Quaternary Prevention: Need of the Hour

Harshal T Pandve 1,
PMCID: PMC4311333  PMID: 25657934

Abstract

Prevention is primarily categorized as Primordial, Primary, Secondary and Tertiary. Now the concept of “Quaternary Prevention” is also introduced. This editorial article discusses need of Quaternary prevention in current scenario of clinical practice.

Keywords: Prevention, levels, quaternary


It is always said “prevention is better than cure.” This principle is undisputed. Preventive measures can be applied at any stage along the natural history of the disease with the goal of preventing further progression of the condition. Levels of the prevention are mainly categorized as primordial, primary, secondary, and tertiary prevention. Over the years, the concept of prevention has undergone significant changes.

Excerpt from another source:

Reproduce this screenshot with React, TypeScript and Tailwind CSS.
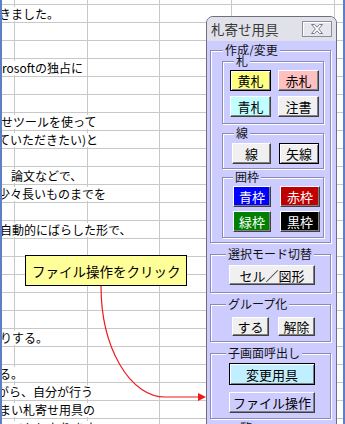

Primordial prevention consists of actions to minimize future hazards to health and hence inhibits the establishment of factors which are known to increase the risk of disease. It addresses broad health determinants rather than preventing personal exposure to risk factors, which is the goal of primary prevention. Primary prevention seeks to prevent the onset of specific diseases via risk reduction by altering behaviors or exposures that can lead to disease or by enhancing resistance to the effects of exposure to a disease agent. Secondary prevention includes procedures that detect and treat preclinical pathological changes and thereby control disease progression. Screening procedures are often the first step, leading to early interventions that are more cost effective than intervening once symptoms appear. Once the disease has developed and has been treated in its acute clinical phase, tertiary prevention seeks to soften the impact caused by the disease on the patient's function, longevity, and quality-of-life. For reversible conditions, tertiary prevention will reduce the population prevalence, whereas for incurable conditions it may increase the prevalence if it prolongs survival. While where the condition is not reversible, tertiary prevention focuses on rehabilitation, assisting the patient to accommodate to his disability.[1]

Quaternary prevention a “higher” level of prevention has also been suggested first by Jamoulle and Ronald. Quaternary prevention is defined as “action taken to identify patient at risk of over-medicalization, to protect him from new medical invasion, and to suggest him interventions ethically acceptable.” The concept of quaternary prevention makes it easier to “identify patient at risk of over-medicalization.”[2] Health activities not only generally produce benefits, but also harm. That is to say, although medical intervention is mainly favorable, there is a dynamic balance that requires continuous assessment of the clinical situation as naturally only those health activities that achieve more benefit than harm at the end are justified.[3] Quaternary prevention is also essential in the phenomenon called disease mongering, which could be translated as commercialization of disease. Encouraging this sort of prevention and halting the consequences of disease mongering requires the development of all the institutional potential for prevention, as well as all the personal willingness for restraint; it involves separating us from the unnecessary auspices of industry, being critical of our work, not being maleficent, respecting the principle of justice as managers of the limited public resources and making ourselves feel responsible for the social cost resulting from medical decisions.[4]

To conclude, quaternary prevention has become an essential component of prevention concept and it should be applied as a prevention tool in current scenario in many disease conditions pertaining to classic “primum non nocere” meaning “first, do no harm.”